I don't think the Lakers will establish a specific offensive identity this season, defined as an offensive philosophy that is overly dominant in their approach to the game. I think in the past 1.5 months, and especially since the All Star break, what the Lakers have done is pivot to a strong "Do whatever it takes" approach, which is why the offense has been chameleonic. One game, you have Steve Nash running the show with 1-5 Screen Rolls, the next game you have Kobe operating out of the mid post alone and drawing double teams, the next game it's Kobe and Dwight running the Screen Roll actions. I think the Lakers spent portions of the beginning of the season trying to establish a singular identity, but for a variety of reasons (injuries, attitudes, etc.) that attempt was doing more harm than good. Now, the Lakers seem to be willing to make the most out of the excessive talents of their stars, and everybody is getting just enough of the action to be satisfied. There's just too much ground to make up (even now, with the Lakers looking good for the playoffs) for the Lakers to waste any time not doing what is best for them in that exact moment. Foresight is a luxury that you no longer get to have when your back is against the wall.

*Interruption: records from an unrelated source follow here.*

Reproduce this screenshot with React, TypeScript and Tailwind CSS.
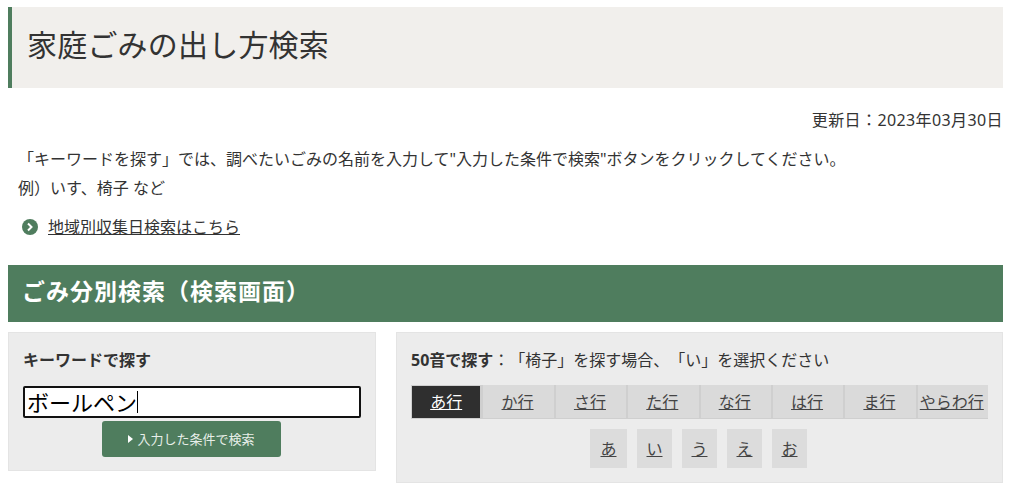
const rows = ['あ行', 'か行', 'さ行', 'た行', 'な行', 'は行', 'ま行', 'やらわ行'];
const kana = ['あ', 'い', 'う', 'え', 'お'];

export default function App() {
  return (
    <div className="h-[495px] overflow-hidden bg-white pl-2 pr-[21px] pt-[7px] font-['Noto_Sans','Noto_Sans_CJK_JP',sans-serif] text-[16px] text-[#333] [text-spacing-trim:space-all]">
      <h1 className="flex h-[81px] items-center border-l-[4px] border-[#4f7d5e] bg-[#f1efec] pb-[5px] pl-[15px] text-[30px] font-normal leading-none tracking-[0.2px]">
        家庭ごみの出し方検索
      </h1>

      <p className="mt-[21px] text-right leading-[22px] tracking-[0.4px]">更新日：2023年03月30日</p>

      <p className="mt-[17px] pl-2.5 leading-[22px]">「キーワードを探す」では、調べたいごみの名前を入力して"入力した条件で検索"ボタンをクリックしてください。</p>
      <p className="mt-[7px] pl-2.5 leading-[22px]">例）いす、椅子 など</p>

      <div className="mt-[17px] flex items-center pl-3.5 leading-[22px]">
        <svg viewBox="0 0 16 16" className="mr-[10px] h-4 w-4">
          <circle cx="8" cy="8" r="8" fill="#4f7d5e" />
          <path d="M6 4.5 9.5 8 6 11.5" fill="none" stroke="#fff" strokeWidth="2" />
        </svg>
        <a className="underline">地域別収集日検索はこちら</a>
      </div>

      <h2 className="mt-[27px] flex h-[57px] items-center bg-[#4f7d5e] pb-[4px] pl-3.5 text-[23px] font-bold leading-none tracking-[1px] text-white">
        ごみ分別検索（検索画面）
      </h2>

      <div className="mt-[10px] flex items-start gap-5">
        <section className="h-[139px] w-[368px] border border-[#e4e4e4] bg-[#ececec] px-3.5 pt-4">
          <h3 className="font-bold leading-[22px]">キーワードで探す</h3>
          <div className="mt-[15px] flex h-8 items-center rounded-[2px] border-2 border-[#111] bg-white pl-[2px] text-[22px] leading-none text-black">
            <span className="border-r border-black">ボールペン</span>
          </div>
          <button className="ml-[79px] mt-[3px] flex h-9 w-[179px] items-center justify-center gap-1 rounded-[3px] bg-[#4f7d5e] text-[13px] leading-none text-[#e8efe9]">
            <span className="h-0 w-0 border-y-[4px] border-l-[5px] border-y-transparent border-l-white" />
            入力した条件で検索
          </button>
        </section>

        <section className="h-[151px] w-[607px] border border-[#e4e4e4] bg-[#ececec] px-3.5 pt-4">
          <p className="leading-[22px]"><b>50音で探す</b>：「椅子」を探す場合、「い」を選択ください</p>
          <div className="mt-[14px] flex w-[577px] bg-[#dadada]">
            {rows.map((row, i) => (
              <a key={row} className={`flex h-[34px] flex-1 items-center justify-center whitespace-nowrap border-b border-[#cfcfcf] underline ${i === 0 ? 'border border-[#ccc] bg-[#2f2f2f] text-white' : 'border-l-2 border-l-[#cfcfcf] pr-[2px] text-[#444]'}`}>
                {row}
              </a>
            ))}
          </div>
          <div className="mt-[10px] flex w-[575px] justify-center gap-2.5">
            {kana.map((k, i) => (
              <a key={k} className={`flex h-[39px] items-center justify-center bg-[#dcdcdc] text-[#444] underline ${i === 0 ? 'w-[37px]' : 'w-[35px]'}`}>{k}</a>
            ))}
          </div>
        </section>
      </div>
    </div>
  );
}
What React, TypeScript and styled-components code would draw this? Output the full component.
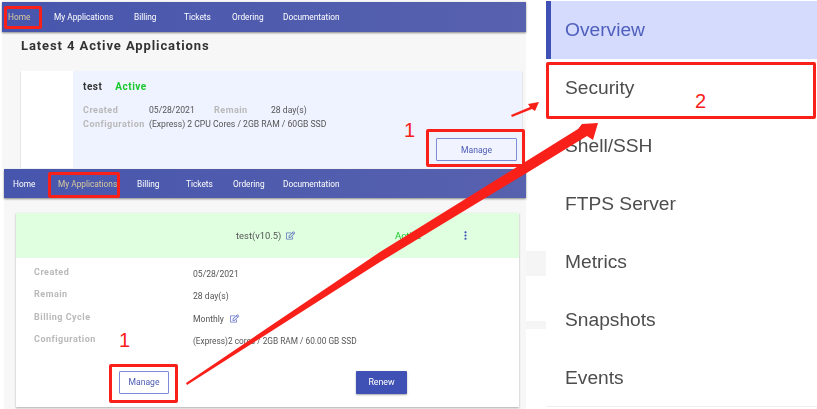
import React from "react"
import styled, { createGlobalStyle } from "styled-components"
import { FaRegEdit } from "react-icons/fa"
import { MdMoreVert } from "react-icons/md"

const GlobalStyle = createGlobalStyle`
    html, body { margin: 0; padding: 0; background: #ffffff; }
    body { font-family: Roboto, "Liberation Sans", sans-serif; }
`

const Stage = styled.div`
    position: relative;
    width: 817px;
    height: 409px;
    overflow: hidden;
    display: grid;
    grid-template-columns: 526px 20px 271px;
`

const LeftColumn = styled.div`
    display: flex;
    flex-direction: column;
    filter: blur(0.35px);
`

const Shot = styled.section<{ $left: number; $height: number }>`
    margin-left: ${({ $left }) => $left}px;
    height: ${({ $height }) => $height}px;
    background: #f7f7f7;
    display: flex;
    flex-direction: column;
`

const NavBar = styled.nav<{ $columns: string; $left: number; $height: number; $top: number }>`
    flex: none;
    margin-top: ${({ $top }) => $top}px;
    height: ${({ $height }) => $height}px;
    padding-left: ${({ $left }) => $left}px;
    display: grid;
    grid-template-columns: ${({ $columns }) => $columns};
    align-items: center;
    background: linear-gradient(90deg, #4756ad, #5761ae);
    box-shadow: 0 1px 2px rgba(0, 0, 0, 0.45);
`

const NavLink = styled.span<{ $active?: boolean }>`
    font-size: 8.3px;
    font-weight: 400;
    white-space: nowrap;
    color: ${({ $active }) => ($active ? "#d9c99a" : "#ffffff")};
`

const Heading = styled.h2`
    margin: 6px 0 0 19px;
    font-size: 13px;
    line-height: 15px;
    font-weight: 700;
    letter-spacing: 0.9px;
    color: #333333;
`

const SummaryCard = styled.article`
    margin: 18px 4px 0 19px;
    height: 97px;
    display: flex;
    background: #eff2ff;
    box-shadow: 0 1px 1px rgba(0, 0, 0, 0.4);
`

const Thumb = styled.div`
    width: 52px;
    background: #ffffff;
`

const SummaryBody = styled.div`
    flex: 1;
    padding: 10px 5px 7px 10px;
    display: flex;
    flex-direction: column;
`

const TitleRow = styled.div`
    display: flex;
    gap: 13px;
    font-size: 10px;
    line-height: 12px;
    font-weight: 700;
    letter-spacing: 0.5px;
    margin-bottom: 10px;
`

const TestName = styled.span`
    color: #333333;
`

const StatusText = styled.span`
    color: #17c92a;
`

const SummaryGrid = styled.div`
    display: grid;
    grid-template-columns: 66px 65px 57px auto;
    grid-auto-rows: 14px;
    align-items: center;
`

const Label = styled.span`
    font-size: 9px;
    font-weight: 700;
    letter-spacing: 0.5px;
    white-space: nowrap;
    color: #b9b9b9;
`

const Value = styled.span<{ $wide?: boolean; $tight?: boolean }>`
    font-size: ${({ $tight }) => ($tight ? "8.3px" : "8.6px")};
    white-space: nowrap;
    color: #555555;
    ${({ $wide }) => ($wide ? "grid-column: 2 / 5;" : "")}
`

const OutlineButton = styled.button<{ $width: number }>`
    width: ${({ $width }) => $width}px;
    height: 23px;
    padding: 0;
    background: #ffffff;
    border: 1px solid #7e8bd6;
    border-radius: 1px;
    font-family: inherit;
    font-size: 8.6px;
    color: #4c5bb5;
`

const SummaryAction = styled(OutlineButton)`
    margin-top: auto;
    align-self: flex-end;
    background: #f1f3ff;
`

const AppCard = styled.article`
    margin: 15px 0 0 12px;
    width: 503px;
    height: 194px;
    background: #ffffff;
    box-shadow: 0 1px 2px rgba(0, 0, 0, 0.3);
`

const AppHeader = styled.header`
    height: 45px;
    display: grid;
    grid-template-columns: 220px 159px 64px auto;
    align-items: center;
    background: #e0ffe0;
`

const AppTitle = styled.span`
    grid-column: 1;
    padding-left: 220px;
    display: flex;
    align-items: center;
    gap: 5px;
    font-size: 9.4px;
    white-space: nowrap;
    color: #555555;

    svg {
        flex: none;
    }
`

const HeaderSpacer = styled.span``

const HeaderStatus = styled.span`
    font-size: 9.6px;
    color: #17c92a;
`

const MenuDots = styled.span`
    display: flex;
    color: #3f51b5;
`

const AppDetails = styled.div`
    padding: 3px 0 0 18px;
    display: grid;
    grid-template-columns: 159px auto;
    grid-auto-rows: 22.4px;
    align-items: start;
`

const DetailLabel = styled(Label)`
    line-height: 22px;
`

const DetailValue = styled(Value)`
    line-height: 22px;
    padding-top: 2px;
    display: flex;
    align-items: center;
    gap: 6px;
`

const EditIcon = styled(FaRegEdit)`
    color: #3f51b5;
    opacity: 0.8;
`

const AppActions = styled.div`
    margin-top: 20px;
    padding-left: 103px;
    display: flex;
    gap: 187px;
`

const ManageButton = styled(OutlineButton)``

const RenewButton = styled.button`
    width: 51px;
    height: 23px;
    padding: 0;
    border: none;
    border-radius: 1px;
    background: #3f51b5;
    box-shadow: 0 1px 2px rgba(0, 0, 0, 0.35);
    font-family: inherit;
    font-size: 8.8px;
    color: #ffffff;
`

const Gutter = styled.div`
    display: flex;
    flex-direction: column;
    padding-top: 251px;
    gap: 45px;
`

const GutterBand = styled.div<{ $height: number }>`
    height: ${({ $height }) => $height}px;
    background: #f5f5f5;
`

const Sidebar = styled.aside`
    padding-top: 1px;
    height: 405px;
    border-bottom: 1px solid #eeeeee;
    filter: blur(0.2px);
`

const SideItem = styled.div<{ $active?: boolean }>`
    box-sizing: border-box;
    height: 58px;
    display: flex;
    align-items: center;
    padding-left: ${({ $active }) => ($active ? "14px" : "19px")};
    border-left: ${({ $active }) => ($active ? "5px solid #3f51b5" : "none")};
    background: ${({ $active }) => ($active ? "#d4dbfd" : "transparent")};
    font-family: "Liberation Sans", Arial, sans-serif;
    font-size: 19.2px;
    color: ${({ $active }) => ($active ? "#4f5fbd" : "#4d4d4d")};
`

const RedBox = styled.div<{ $x: number; $y: number; $w: number; $h: number }>`
    position: absolute;
    box-sizing: border-box;
    left: ${({ $x }) => $x}px;
    top: ${({ $y }) => $y}px;
    width: ${({ $w }) => $w}px;
    height: ${({ $h }) => $h}px;
    border: 3px solid #f9201a;
    border-radius: 2px;
`

const Marker = styled.span<{ $x: number; $y: number }>`
    position: absolute;
    left: ${({ $x }) => $x}px;
    top: ${({ $y }) => $y}px;
    font-family: "Liberation Sans", Arial, sans-serif;
    font-size: 20px;
    line-height: 20px;
    color: #f9201a;
`

const ArrowLayer = styled.svg`
    position: absolute;
    left: 0;
    top: 0;
`

const topNav = ["Home", "My Applications", "Billing", "Tickets", "Ordering", "Documentation"]
const sideItems = ["Overview", "Security", "Shell/SSH", "FTPS Server", "Metrics", "Snapshots", "Events"]
const details = [
    { label: "Created", value: "05/28/2021" },
    { label: "Remain", value: "28 day(s)" },
    { label: "Billing Cycle", value: "Monthly", editable: true },
    { label: "Configuration", value: "(Express)2 cores / 2GB RAM / 60.00 GB SSD", tight: true },
]

const App: React.FC = () => {
    return (
        <Stage>
            <GlobalStyle />
            <LeftColumn>
                <Shot $left={2} $height={168}>
                    <NavBar $top={2} $left={6} $height={30} $columns="46px 80px 50px 48px 51px auto">
                        {topNav.map((item, index) => (
                            <NavLink key={item} $active={index === 0}>{item}</NavLink>
                        ))}
                    </NavBar>
                    <Heading>Latest 4 Active Applications</Heading>
                    <SummaryCard>
                        <Thumb />
                        <SummaryBody>
                            <TitleRow>
                                <TestName>test</TestName>
                                <StatusText>Active</StatusText>
                            </TitleRow>
                            <SummaryGrid>
                                <Label>Created</Label>
                                <Value>05/28/2021</Value>
                                <Label>Remain</Label>
                                <Value>28 day(s)</Value>
                                <Label>Configuration</Label>
                                <Value $wide>(Express) 2 CPU Cores / 2GB RAM / 60GB SSD</Value>
                            </SummaryGrid>
                            <SummaryAction $width={81}>Manage</SummaryAction>
                        </SummaryBody>
                    </SummaryCard>
                </Shot>
                <Shot $left={4} $height={241}>
                    <NavBar $top={1} $left={9} $height={29} $columns="45px 79px 49px 47px 50px auto">
                        {topNav.map((item, index) => (
                            <NavLink key={item} $active={index === 1}>{item}</NavLink>
                        ))}
                    </NavBar>
                    <AppCard>
                        <AppHeader>
                            <AppTitle>
                                test(v10.5)
                                <EditIcon size={9} />
                            </AppTitle>
                            <HeaderSpacer />
                            <HeaderStatus>Active</HeaderStatus>
                            <MenuDots><MdMoreVert size={13} /></MenuDots>
                        </AppHeader>
                        <AppDetails>
                            {details.map((row) => (
                                <React.Fragment key={row.label}>
                                    <DetailLabel>{row.label}</DetailLabel>
                                    <DetailValue $tight={row.tight}>
                                        {row.value}
                                        {row.editable && <EditIcon size={9} />}
                                    </DetailValue>
                                </React.Fragment>
                            ))}
                        </AppDetails>
                        <AppActions>
                            <ManageButton $width={50}>Manage</ManageButton>
                            <RenewButton>Renew</RenewButton>
                        </AppActions>
                    </AppCard>
                </Shot>
            </LeftColumn>
            <Gutter>
                <GutterBand $height={25} />
                <GutterBand $height={8} />
            </Gutter>
            <Sidebar>
                {sideItems.map((item, index) => (
                    <SideItem key={item} $active={index === 0}>{item}</SideItem>
                ))}
            </Sidebar>

            <RedBox $x={4} $y={6} $w={38} $h={23} />
            <RedBox $x={48} $y={172} $w={72} $h={26} />
            <RedBox $x={426} $y={129} $w={99} $h={38} />
            <RedBox $x={109} $y={364} $w={69} $h={39} />
            <RedBox $x={546} $y={62} $w={270} $h={57} />
            <Marker $x={404} $y={120}>1</Marker>
            <Marker $x={119} $y={330}>1</Marker>
            <Marker $x={695} $y={91}>2</Marker>
            <ArrowLayer width="817" height="409" viewBox="0 0 817 409">
                <polygon fill="#f9201a" points="186,383 380,252 525,162 578,129 582,124 598,123 593,140 587,136 525,174 380,262 187,385" />
                <polygon fill="#f9201a" points="511,115 530,107 528,104 539,102 535,111 532,109 512,117" />
            </ArrowLayer>
        </Stage>
    )
}

export default App
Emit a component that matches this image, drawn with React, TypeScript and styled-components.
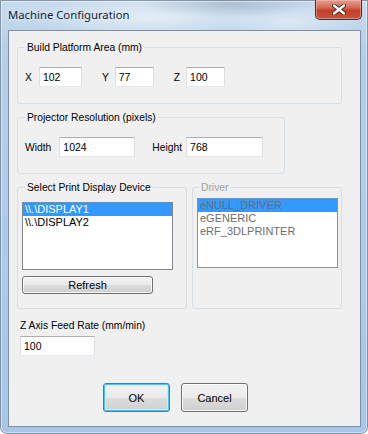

I don't expect that approach to change this season, especially with Pau Gasol returning right smack in the middle of a pretty strong run for LA. If the Lakers are to turn this decent run into a stunning turnaround, Gasol has to be as heavily involved as any of the other three superstars (which means that Pau needs to return to his A game as well). Pau was excellent just before he went down with his injury, and if the Lakers can get him back to that come playoff time without losing the gains made in the play of Howard, they have a decent shot at making some noise.